Elles se retrouvent à devoir gérer, pour la plupart, le télétravail ainsi que toute tâche reliée aux enfants. Un article du journal Le Monde révélait que les femmes assumaient, en moyenne, 70 % des tâches ménagères et familiales en confinement. Ceci laisse peu de temps pour l’accomplissement des tâches professionnelles, et certaines réunions virtuelles doivent être laissées de côté parce qu’il faut prendre soin des enfants. Inutile de dire quel impact ceci a sur la performance des employées et sur l’idée que s’en fait l’employeur.

Laurie Therrien conseille d’établir un emploi du temps clair, où les heures de travail de chacun sont fixées. Pendant ces heures, le partenaire doit assumer les tâches ménagères et celles reliées aux enfants.

«Il faut avoir une organisation rigoureuse de la planification des tâches ménagères et familiales et des tâches professionnelles, explique-t-elle.
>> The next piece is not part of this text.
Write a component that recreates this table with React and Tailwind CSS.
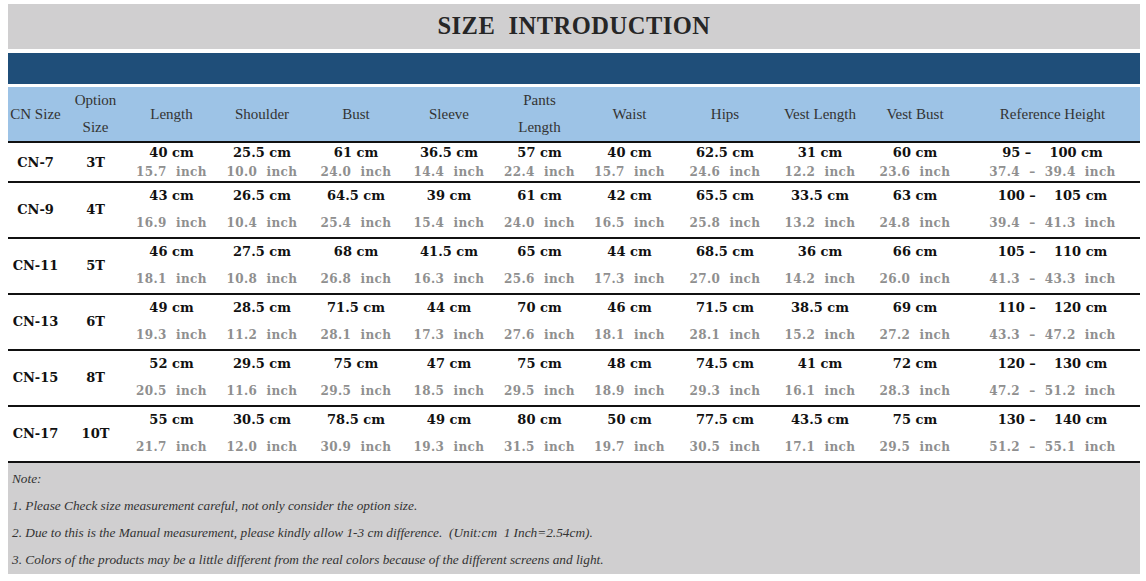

Il faut aussi que les employeurs comprennent la réalité de leurs employés et qu’ils s’adaptent en conséquence.»

Elle prône également une grande ouverture d’esprit de la part des dirigeants, afin qu’ils puissent comprendre les circonstances de chacun, et surtout d’être à l’affût de tout changement. Il faudrait de plus qu’ils lancent une consultation auprès de leurs employés afin d’établir si un retour dans les bureaux est possible et adéquat.